On the Culture Front: Krapp's Last Tape, John Schaefer Celebrates 30 Years, Private Lives and More

Sometimes theater thrives on the simplest pleasures. A couple actors on a bare stage. This was the case at the last event for Carnegie Hall's young donor group, the Notables. Of course, it helps when those two actors are Alec Baldwin and Renee Fleming who both exude an effortless charm (even when they're on book) that buoys A.R. Gurney's charming play of a lifelong friendship told through a series of letters. It's refreshingly old-fashioned, and perfectly suited to a reading.

In full performance but equally sparse is the Gate Theater's production of Beckett's Krapp's Last Tape at BAM. It's an intentionally frustrating play with most of the action consisting of a man sitting at a table listening to recordings he made decades ago and wondering what happened to those years. John Hurt delivers a compelling performance as the title and only character on stage while avoiding the pitfall of making Krapp a caricature. It's not an easy night of theater, but Michael Colgan's production shows the enduring poignancy of this offbeat classic.

Another evening of old-fashioned fun was had last week celebrating 30 years of John Schaefer broadcasting on WNYC with an appropriately eclectic concert at the station's beautiful Greene Space. Lagunitas beer was served as singer Angelique Kidjo emceed an evening of remembrances and performances. My personal favorite was singer/songwriter Tift Merritt and classical pianist Simone Dinnerstein's transformation of Schubert's "Nacht und Traume" into a country blues song.

Another unlikely yet delightful paring came from uptown, where the Soho Rep (in collaboration with Piece by Piece Productions and Rising Phoenix Rep) is staging Elective Affinities, a brief evening tea with the fictitious New York socialite Alice Hauptmann played with acute grace by Zoe Caldwell. Each night thirty "guests" are invited for tea and accompanying sandwiches followed by a story in her living room. Caldwell greets each person in character and then launches into a bit of a rant about her problems with her husband, friend, and a massive sculpture she recently commissioned. It's all delightful to hear, though, as written by playwright David Adjmi, but at just around 30 minutes is over too soon. We get a taste of Haptmann's life but want more.

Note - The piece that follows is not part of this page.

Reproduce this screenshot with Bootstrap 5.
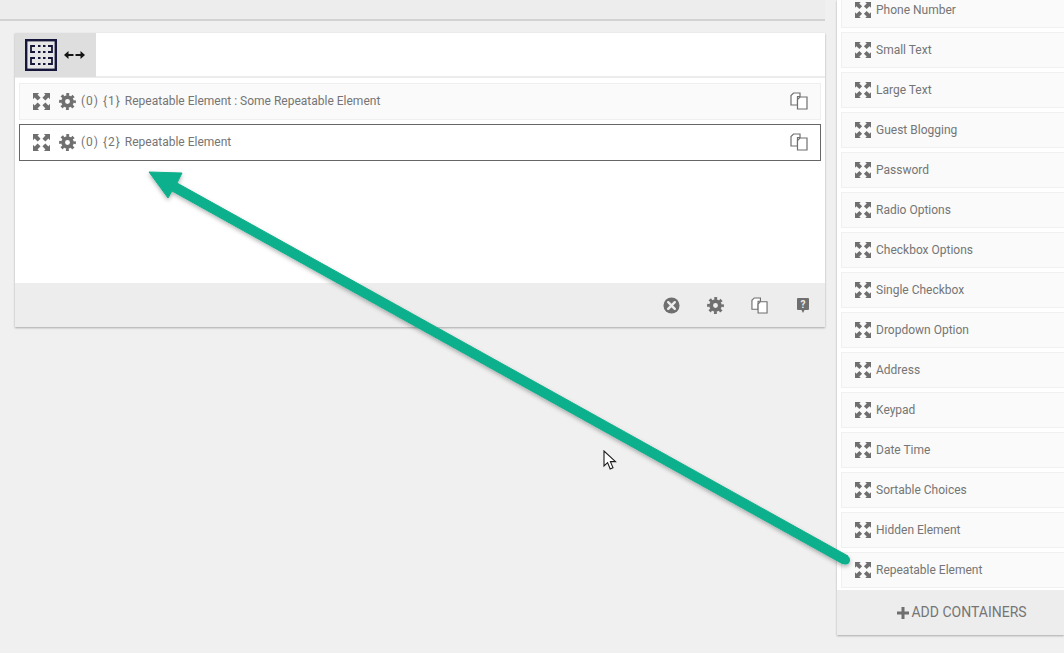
<!DOCTYPE html>
<html lang="en">
<head>
    <meta charset="UTF-8">
    <title>Form Builder</title>
    <link href="https://cdn.jsdelivr.net/npm/bootstrap@5.3.3/dist/css/bootstrap.min.css" rel="stylesheet">
    <script src="https://cdn.jsdelivr.net/npm/bootstrap@5.3.3/dist/js/bootstrap.bundle.min.js"></script>

    <style>
        html, body {
            height: 653px;
            overflow: hidden;
        }

        body {
            background: #f0f0f0;
            font-family: Roboto, "Liberation Sans", sans-serif;
            font-size: 12px;
            color: #757575;
            position: relative;
        }

        .ico {
            fill: #6f6f6f;
            flex: none;
        }

        .builder-main {
            width: 825px;
        }

        .top-strip {
            height: 21px;
            background: #ededed;
            border-bottom: 2px solid #d2d2d2;
        }

        .field-panel {
            margin: 12px 0 0 15px;
            height: 294px;
            background: #fff;
            box-shadow: 0 1px 2px rgba(0, 0, 0, .3);
        }

        .panel-head {
            height: 45px;
            border-bottom: 2px solid #ececec;
        }

        .type-tab {
            width: 81px;
            height: 44px;
            background: #dedede;
            padding-left: 10px;
            gap: 7px;
        }

        .panel-rows {
            padding: 5px 4px 0 4px;
            gap: 4px;
        }

        .field-row {
            height: 37px;
            padding: 0 12px 1px 13px;
            border: 1px solid #efefef;
            background: #fafafa;
        }

        .field-row.is-selected {
            border-color: #666;
            background: #fff;
        }

        .field-row .gear-ico {
            margin: 0 5px 0 9px;
        }

        .row-index {
            letter-spacing: 1px;
        }

        .panel-foot {
            height: 44px;
            background: #ededed;
            padding-right: 16px;
            gap: 27px;
        }

        .help-ico {
            margin-left: 2.500px;
        }

        .palette {
            width: 227px;
            margin-left: 12px;
            height: 635px;
            background: #f6f6f6;
            box-shadow: 0 1px 2px rgba(0, 0, 0, .3);
        }

        .palette-list {
            margin-top: -8px;
            padding-left: 4px;
            gap: 4px;
            background: #fff;
            height: 598px;
            overflow: hidden;
        }

        .palette-item {
            height: 36px;
            flex: none;
            padding-left: 13px;
            gap: 5px;
            background: #fafafa;
            border: 1px solid #f0f0f0;
            border-right: 0;
        }

        .palette-foot {
            height: 45px;
            background: #ededed;
            font-size: 14px;
            gap: 2px;
            padding-left: 23px;
        }

        .big-arrow {
            position: absolute;
            left: 0;
            top: 0;
            pointer-events: none;
        }

        .mouse-pointer {
            position: absolute;
            left: 603px;
            top: 450px;
        }
    </style>
</head>
<body>

<svg width="0" height="0" class="position-absolute">
    <defs>
        <symbol id="i-expand" viewBox="0 0 18 18">
            <path d="M0 0h6.500L4.800 1.700 8 4.900 4.900 8 1.700 4.800 0 6.500zM18 0v6.500l-1.700-1.700L13.100 8 10 4.900l3.200-3.200L11.500 0zM0 18v-6.500l1.700 1.700L4.900 10 8 13.100l-3.200 3.200L6.500 18zM18 18h-6.500l1.700-1.700L10 13.100 13.100 10l3.200 3.200 1.700-1.700z"/>
        </symbol>
        <symbol id="i-gear" viewBox="0 0 18 18">
            <circle cx="9" cy="9" r="4.600" fill="none" stroke="#6f6f6f" stroke-width="4"/>
            <circle cx="9" cy="9" r="7.400" fill="none" stroke="#6f6f6f" stroke-width="3" stroke-dasharray="3 2.810" stroke-dashoffset="1.500"/>
        </symbol>
        <symbol id="i-copy" viewBox="0 0 18 18">
            <path d="M3.500 1H10v3.500H7.500V13H1V3.500z" fill="#fff" stroke="#6f6f6f" stroke-width="1.200"/>
            <path d="M10 5h7v12H7.500V7.500z" fill="#fff" stroke="#6f6f6f" stroke-width="1.200"/>
        </symbol>
        <symbol id="i-close" viewBox="0 0 18 18">
            <circle cx="9" cy="9" r="8.500"/>
            <path d="M5.500 5.500l7 7M12.500 5.500l-7 7" stroke="#ededed" stroke-width="2.600" stroke-linecap="round"/>
        </symbol>
        <symbol id="i-help" viewBox="0 0 12 15">
            <path d="M1 0h10a1 1 0 0 1 1 1v10a1 1 0 0 1-1 1H7.500L6 15 4.500 12H1a1 1 0 0 1-1-1V1a1 1 0 0 1 1-1z"/>
            <text x="6" y="10" text-anchor="middle" font-family="Roboto, sans-serif" font-weight="700" font-size="10" fill="#ededed">?</text>
        </symbol>
    </defs>
</svg>

<div class="d-flex">
    <div class="builder-main">
        <div class="top-strip"></div>

        <div class="field-panel d-flex flex-column">
            <div class="panel-head">
                <div class="type-tab d-flex align-items-center">
                    <svg width="32" height="32" viewBox="0 0 32 32">
                        <rect x="1.200" y="1.200" width="29.600" height="29.600" fill="#e6e6e6" stroke="#16163a" stroke-width="2.400"/>
                        <path d="M10 7H6v6h4M13 7h2.500M18 7h2.500M23 7h4v6h-4M13 13h2.500M18 13h2.500M10 19H6v6h4M13 19h2.500M18 19h2.500M23 19h4v6h-4M13 25h2.500M18 25h2.500" fill="none" stroke="#16163a" stroke-width="1.800"/>
                    </svg>
                    <svg width="21" height="8" viewBox="0 0 21 8">
                        <path d="M0 4l4.500-4V3H9.500v2H4.500v3zM21 4l-4.500-4V3H11.500v2h5v3z" fill="#141414"/>
                    </svg>
                </div>
            </div>

            <div class="panel-rows flex-grow-1 d-flex flex-column">
                <div class="field-row d-flex align-items-center">
                    <svg class="ico" width="17" height="17"><use href="#i-expand"/></svg>
                    <svg class="ico gear-ico" width="17" height="17"><use href="#i-gear"/></svg>
                    <span><span class="row-index">(0) {1} </span>Repeatable Element : Some Repeatable Element</span>
                    <svg class="ico ms-auto" width="18" height="18"><use href="#i-copy"/></svg>
                </div>
                <div class="field-row is-selected d-flex align-items-center">
                    <svg class="ico" width="17" height="17"><use href="#i-expand"/></svg>
                    <svg class="ico gear-ico" width="17" height="17"><use href="#i-gear"/></svg>
                    <span><span class="row-index">(0) {2} </span>Repeatable Element</span>
                    <svg class="ico ms-auto" width="18" height="18"><use href="#i-copy"/></svg>
                </div>
            </div>

            <div class="panel-foot d-flex align-items-center justify-content-end">
                <svg class="ico" width="17" height="17"><use href="#i-close"/></svg>
                <svg class="ico" width="17" height="17"><use href="#i-gear"/></svg>
                <svg class="ico" width="17" height="17"><use href="#i-copy"/></svg>
                <svg class="ico help-ico" width="12" height="15"><use href="#i-help"/></svg>
            </div>
        </div>
    </div>

    <div class="palette">
        <div class="palette-list d-flex flex-column">
            <div class="palette-item d-flex align-items-center"><svg class="ico" width="16" height="16"><use href="#i-expand"/></svg><span>Phone Number</span></div>
            <div class="palette-item d-flex align-items-center"><svg class="ico" width="16" height="16"><use href="#i-expand"/></svg><span>Small Text</span></div>
            <div class="palette-item d-flex align-items-center"><svg class="ico" width="16" height="16"><use href="#i-expand"/></svg><span>Large Text</span></div>
            <div class="palette-item d-flex align-items-center"><svg class="ico" width="16" height="16"><use href="#i-expand"/></svg><span>Guest Blogging</span></div>
            <div class="palette-item d-flex align-items-center"><svg class="ico" width="16" height="16"><use href="#i-expand"/></svg><span>Password</span></div>
            <div class="palette-item d-flex align-items-center"><svg class="ico" width="16" height="16"><use href="#i-expand"/></svg><span>Radio Options</span></div>
            <div class="palette-item d-flex align-items-center"><svg class="ico" width="16" height="16"><use href="#i-expand"/></svg><span>Checkbox Options</span></div>
            <div class="palette-item d-flex align-items-center"><svg class="ico" width="16" height="16"><use href="#i-expand"/></svg><span>Single Checkbox</span></div>
            <div class="palette-item d-flex align-items-center"><svg class="ico" width="16" height="16"><use href="#i-expand"/></svg><span>Dropdown Option</span></div>
            <div class="palette-item d-flex align-items-center"><svg class="ico" width="16" height="16"><use href="#i-expand"/></svg><span>Address</span></div>
            <div class="palette-item d-flex align-items-center"><svg class="ico" width="16" height="16"><use href="#i-expand"/></svg><span>Keypad</span></div>
            <div class="palette-item d-flex align-items-center"><svg class="ico" width="16" height="16"><use href="#i-expand"/></svg><span>Date Time</span></div>
            <div class="palette-item d-flex align-items-center"><svg class="ico" width="16" height="16"><use href="#i-expand"/></svg><span>Sortable Choices</span></div>
            <div class="palette-item d-flex align-items-center"><svg class="ico" width="16" height="16"><use href="#i-expand"/></svg><span>Hidden Element</span></div>
            <div class="palette-item d-flex align-items-center"><svg class="ico" width="16" height="16"><use href="#i-expand"/></svg><span>Repeatable Element</span></div>
        </div>
        <div class="palette-foot d-flex align-items-center justify-content-center">
            <svg class="ico" width="12" height="12" viewBox="0 0 12 12"><path d="M4.500 0h3v4.500H12v3H7.500V12h-3V7.500H0v-3h4.500z"/></svg>
            <span>ADD CONTAINERS</span>
        </div>
    </div>
</div>

<!-- callout arrow drawn over the page -->
<svg class="big-arrow" width="1064" height="653">
    <defs>
        <filter id="arrowShadow" x="-5%" y="-5%" width="110%" height="115%">
            <feDropShadow dx="0" dy="2" stdDeviation="2" flood-color="#000" flood-opacity=".3"/>
        </filter>
    </defs>
    <g filter="url(#arrowShadow)" fill="#10b08c">
        <path d="M149 172L182 173 177 183 848 556 843 564 172 191 168 198z" stroke="#10b08c" stroke-width="1" stroke-linejoin="round"/>
        <circle cx="845.500" cy="560" r="4.600"/>
    </g>
</svg>

<svg class="mouse-pointer" width="14" height="21" viewBox="0 0 14 21">
    <path d="M1 1v15l3.600-3.400 2.600 6.400 2.800-1.200-2.600-6.200H12.500z" fill="#fff" stroke="#1c1c1c" stroke-width="1.100"/>
</svg>

</body>
</html>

The well-to-do are also on display at the Music Box Theatre in Richard Eyre's revival of Noel Coward's frothy face, Private Lives. Old lovers meet on the respective new honeymoons and chaos insues. Eyre's production lets the words take center stage, and while it doesn't provide new revelations about the work, it's a lot of fun, and Rob Howell's second-act set is a work of whimsical art.